(Problem to work on): Copy out the whole listing exactly as written, leaving the pictures behind.

(Stored data):

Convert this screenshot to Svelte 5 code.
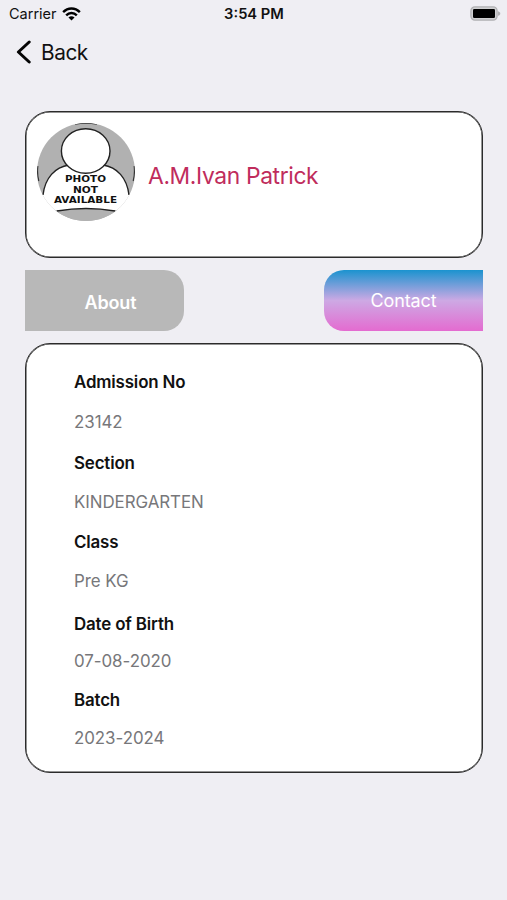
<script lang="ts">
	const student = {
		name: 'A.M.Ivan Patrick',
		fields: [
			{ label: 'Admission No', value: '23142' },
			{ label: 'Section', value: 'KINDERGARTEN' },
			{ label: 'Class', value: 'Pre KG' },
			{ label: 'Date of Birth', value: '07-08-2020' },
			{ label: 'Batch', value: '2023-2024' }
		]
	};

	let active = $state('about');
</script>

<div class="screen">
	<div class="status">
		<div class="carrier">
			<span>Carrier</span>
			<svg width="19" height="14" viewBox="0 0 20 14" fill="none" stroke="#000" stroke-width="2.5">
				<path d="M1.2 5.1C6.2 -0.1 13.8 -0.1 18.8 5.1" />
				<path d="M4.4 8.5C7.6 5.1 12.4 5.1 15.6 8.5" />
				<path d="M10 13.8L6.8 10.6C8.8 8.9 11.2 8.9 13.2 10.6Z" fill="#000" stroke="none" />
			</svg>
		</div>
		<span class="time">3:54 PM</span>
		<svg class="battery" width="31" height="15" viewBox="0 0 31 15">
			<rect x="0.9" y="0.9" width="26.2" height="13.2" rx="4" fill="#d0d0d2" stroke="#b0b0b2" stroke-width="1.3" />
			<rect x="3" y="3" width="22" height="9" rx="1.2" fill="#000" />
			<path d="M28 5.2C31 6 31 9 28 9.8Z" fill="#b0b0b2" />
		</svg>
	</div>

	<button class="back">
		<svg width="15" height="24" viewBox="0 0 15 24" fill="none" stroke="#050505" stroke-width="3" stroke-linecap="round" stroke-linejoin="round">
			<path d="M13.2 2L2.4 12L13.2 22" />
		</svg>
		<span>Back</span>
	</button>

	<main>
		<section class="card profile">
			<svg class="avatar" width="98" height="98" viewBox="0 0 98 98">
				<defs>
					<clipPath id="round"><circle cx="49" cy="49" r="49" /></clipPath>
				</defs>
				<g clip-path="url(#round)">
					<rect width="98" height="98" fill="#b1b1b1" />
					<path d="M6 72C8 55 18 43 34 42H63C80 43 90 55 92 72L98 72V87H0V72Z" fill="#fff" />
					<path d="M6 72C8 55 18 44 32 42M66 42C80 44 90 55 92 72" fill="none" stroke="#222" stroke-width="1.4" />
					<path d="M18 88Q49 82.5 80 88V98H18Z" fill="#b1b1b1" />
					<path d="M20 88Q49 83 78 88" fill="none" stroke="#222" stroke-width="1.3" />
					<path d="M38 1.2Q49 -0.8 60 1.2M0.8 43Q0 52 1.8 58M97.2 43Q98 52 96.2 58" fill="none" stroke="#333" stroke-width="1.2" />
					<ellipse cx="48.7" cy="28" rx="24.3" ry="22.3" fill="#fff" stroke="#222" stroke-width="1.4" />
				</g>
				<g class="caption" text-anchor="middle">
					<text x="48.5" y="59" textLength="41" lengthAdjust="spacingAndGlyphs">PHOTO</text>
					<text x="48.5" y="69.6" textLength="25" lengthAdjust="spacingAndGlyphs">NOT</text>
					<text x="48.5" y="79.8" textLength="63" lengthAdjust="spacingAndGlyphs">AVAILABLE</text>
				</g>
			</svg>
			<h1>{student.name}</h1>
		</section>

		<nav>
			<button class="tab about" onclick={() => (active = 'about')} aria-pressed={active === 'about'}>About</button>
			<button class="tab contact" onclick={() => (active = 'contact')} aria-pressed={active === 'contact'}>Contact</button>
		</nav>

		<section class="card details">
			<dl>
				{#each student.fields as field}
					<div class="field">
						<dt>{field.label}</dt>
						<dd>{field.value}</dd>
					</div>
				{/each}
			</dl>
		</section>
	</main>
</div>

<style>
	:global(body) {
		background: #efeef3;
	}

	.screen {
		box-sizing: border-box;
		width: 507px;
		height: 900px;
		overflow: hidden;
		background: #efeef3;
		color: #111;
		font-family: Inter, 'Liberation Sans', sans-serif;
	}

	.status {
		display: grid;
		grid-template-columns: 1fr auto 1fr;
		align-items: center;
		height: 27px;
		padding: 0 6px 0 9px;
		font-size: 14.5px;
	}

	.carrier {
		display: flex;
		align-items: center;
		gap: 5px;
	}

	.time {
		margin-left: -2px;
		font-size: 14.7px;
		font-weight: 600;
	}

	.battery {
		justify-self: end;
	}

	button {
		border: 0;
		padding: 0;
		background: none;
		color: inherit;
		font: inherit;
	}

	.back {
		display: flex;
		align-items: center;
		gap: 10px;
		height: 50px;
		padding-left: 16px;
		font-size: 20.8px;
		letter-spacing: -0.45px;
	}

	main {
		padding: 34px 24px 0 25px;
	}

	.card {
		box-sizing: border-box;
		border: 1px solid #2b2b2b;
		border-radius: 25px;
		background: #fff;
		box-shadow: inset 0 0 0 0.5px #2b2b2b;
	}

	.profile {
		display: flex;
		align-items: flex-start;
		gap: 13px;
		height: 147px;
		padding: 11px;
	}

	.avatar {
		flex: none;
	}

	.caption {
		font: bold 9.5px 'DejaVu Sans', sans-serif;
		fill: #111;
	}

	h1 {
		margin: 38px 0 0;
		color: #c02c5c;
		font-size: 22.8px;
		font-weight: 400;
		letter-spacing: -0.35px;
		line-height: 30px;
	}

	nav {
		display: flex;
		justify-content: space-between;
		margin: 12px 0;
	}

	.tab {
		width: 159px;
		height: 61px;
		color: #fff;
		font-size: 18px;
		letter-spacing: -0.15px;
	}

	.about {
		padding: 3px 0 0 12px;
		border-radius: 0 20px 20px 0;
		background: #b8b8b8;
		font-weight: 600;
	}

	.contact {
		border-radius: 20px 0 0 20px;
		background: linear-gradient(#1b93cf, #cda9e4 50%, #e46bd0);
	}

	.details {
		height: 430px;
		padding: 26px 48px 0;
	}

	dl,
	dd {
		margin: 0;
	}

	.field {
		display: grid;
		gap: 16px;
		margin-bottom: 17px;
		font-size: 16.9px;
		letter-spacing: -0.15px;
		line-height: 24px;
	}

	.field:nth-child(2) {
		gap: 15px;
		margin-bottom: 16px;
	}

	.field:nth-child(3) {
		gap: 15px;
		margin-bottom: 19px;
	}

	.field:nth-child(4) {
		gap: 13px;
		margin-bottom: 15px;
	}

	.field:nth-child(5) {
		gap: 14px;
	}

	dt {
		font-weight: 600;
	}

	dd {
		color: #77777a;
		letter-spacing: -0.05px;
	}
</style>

(Full output):
Convert this screenshot to Svelte 5 code.
<script lang="ts">
	const student = {
		name: 'A.M.Ivan Patrick',
		fields: [
			{ label: 'Admission No', value: '23142' },
			{ label: 'Section', value: 'KINDERGARTEN' },
			{ label: 'Class', value: 'Pre KG' },
			{ label: 'Date of Birth', value: '07-08-2020' },
			{ label: 'Batch', value: '2023-2024' }
		]
	};

	let active = $state('about');
</script>

<div class="screen">
	<div class="status">
		<div class="carrier">
			<span>Carrier</span>
			<svg width="19" height="14" viewBox="0 0 20 14" fill="none" stroke="#000" stroke-width="2.5">
				<path d="M1.2 5.1C6.2 -0.1 13.8 -0.1 18.8 5.1" />
				<path d="M4.4 8.5C7.6 5.1 12.4 5.1 15.6 8.5" />
				<path d="M10 13.8L6.8 10.6C8.8 8.9 11.2 8.9 13.2 10.6Z" fill="#000" stroke="none" />
			</svg>
		</div>
		<span class="time">3:54 PM</span>
		<svg class="battery" width="31" height="15" viewBox="0 0 31 15">
			<rect x="0.9" y="0.9" width="26.2" height="13.2" rx="4" fill="#d0d0d2" stroke="#b0b0b2" stroke-width="1.3" />
			<rect x="3" y="3" width="22" height="9" rx="1.2" fill="#000" />
			<path d="M28 5.2C31 6 31 9 28 9.8Z" fill="#b0b0b2" />
		</svg>
	</div>

	<button class="back">
		<svg width="15" height="24" viewBox="0 0 15 24" fill="none" stroke="#050505" stroke-width="3" stroke-linecap="round" stroke-linejoin="round">
			<path d="M13.2 2L2.4 12L13.2 22" />
		</svg>
		<span>Back</span>
	</button>

	<main>
		<section class="card profile">
			<svg class="avatar" width="98" height="98" viewBox="0 0 98 98">
				<defs>
					<clipPath id="round"><circle cx="49" cy="49" r="49" /></clipPath>
				</defs>
				<g clip-path="url(#round)">
					<rect width="98" height="98" fill="#b1b1b1" />
					<path d="M6 72C8 55 18 43 34 42H63C80 43 90 55 92 72L98 72V87H0V72Z" fill="#fff" />
					<path d="M6 72C8 55 18 44 32 42M66 42C80 44 90 55 92 72" fill="none" stroke="#222" stroke-width="1.4" />
					<path d="M18 88Q49 82.5 80 88V98H18Z" fill="#b1b1b1" />
					<path d="M20 88Q49 83 78 88" fill="none" stroke="#222" stroke-width="1.3" />
					<path d="M38 1.2Q49 -0.8 60 1.2M0.8 43Q0 52 1.8 58M97.2 43Q98 52 96.2 58" fill="none" stroke="#333" stroke-width="1.2" />
					<ellipse cx="48.7" cy="28" rx="24.3" ry="22.3" fill="#fff" stroke="#222" stroke-width="1.4" />
				</g>
				<g class="caption" text-anchor="middle">
					<text x="48.5" y="59" textLength="41" lengthAdjust="spacingAndGlyphs">PHOTO</text>
					<text x="48.5" y="69.6" textLength="25" lengthAdjust="spacingAndGlyphs">NOT</text>
					<text x="48.5" y="79.8" textLength="63" lengthAdjust="spacingAndGlyphs">AVAILABLE</text>
				</g>
			</svg>
			<h1>{student.name}</h1>
		</section>

		<nav>
			<button class="tab about" onclick={() => (active = 'about')} aria-pressed={active === 'about'}>About</button>
			<button class="tab contact" onclick={() => (active = 'contact')} aria-pressed={active === 'contact'}>Contact</button>
		</nav>

		<section class="card details">
			<dl>
				{#each student.fields as field}
					<div class="field">
						<dt>{field.label}</dt>
						<dd>{field.value}</dd>
					</div>
				{/each}
			</dl>
		</section>
	</main>
</div>

<style>
	:global(body) {
		background: #efeef3;
	}

	.screen {
		box-sizing: border-box;
		width: 507px;
		height: 900px;
		overflow: hidden;
		background: #efeef3;
		color: #111;
		font-family: Inter, 'Liberation Sans', sans-serif;
	}

	.status {
		display: grid;
		grid-template-columns: 1fr auto 1fr;
		align-items: center;
		height: 27px;
		padding: 0 6px 0 9px;
		font-size: 14.5px;
	}

	.carrier {
		display: flex;
		align-items: center;
		gap: 5px;
	}

	.time {
		margin-left: -2px;
		font-size: 14.7px;
		font-weight: 600;
	}

	.battery {
		justify-self: end;
	}

	button {
		border: 0;
		padding: 0;
		background: none;
		color: inherit;
		font: inherit;
	}

	.back {
		display: flex;
		align-items: center;
		gap: 10px;
		height: 50px;
		padding-left: 16px;
		font-size: 20.8px;
		letter-spacing: -0.45px;
	}

	main {
		padding: 34px 24px 0 25px;
	}

	.card {
		box-sizing: border-box;
		border: 1px solid #2b2b2b;
		border-radius: 25px;
		background: #fff;
		box-shadow: inset 0 0 0 0.5px #2b2b2b;
	}

	.profile {
		display: flex;
		align-items: flex-start;
		gap: 13px;
		height: 147px;
		padding: 11px;
	}

	.avatar {
		flex: none;
	}

	.caption {
		font: bold 9.5px 'DejaVu Sans', sans-serif;
		fill: #111;
	}

	h1 {
		margin: 38px 0 0;
		color: #c02c5c;
		font-size: 22.8px;
		font-weight: 400;
		letter-spacing: -0.35px;
		line-height: 30px;
	}

	nav {
		display: flex;
		justify-content: space-between;
		margin: 12px 0;
	}

	.tab {
		width: 159px;
		height: 61px;
		color: #fff;
		font-size: 18px;
		letter-spacing: -0.15px;
	}

	.about {
		padding: 3px 0 0 12px;
		border-radius: 0 20px 20px 0;
		background: #b8b8b8;
		font-weight: 600;
	}

	.contact {
		border-radius: 20px 0 0 20px;
		background: linear-gradient(#1b93cf, #cda9e4 50%, #e46bd0);
	}

	.details {
		height: 430px;
		padding: 26px 48px 0;
	}

	dl,
	dd {
		margin: 0;
	}

	.field {
		display: grid;
		gap: 16px;
		margin-bottom: 17px;
		font-size: 16.9px;
		letter-spacing: -0.15px;
		line-height: 24px;
	}

	.field:nth-child(2) {
		gap: 15px;
		margin-bottom: 16px;
	}

	.field:nth-child(3) {
		gap: 15px;
		margin-bottom: 19px;
	}

	.field:nth-child(4) {
		gap: 13px;
		margin-bottom: 15px;
	}

	.field:nth-child(5) {
		gap: 14px;
	}

	dt {
		font-weight: 600;
	}

	dd {
		color: #77777a;
		letter-spacing: -0.05px;
	}
</style>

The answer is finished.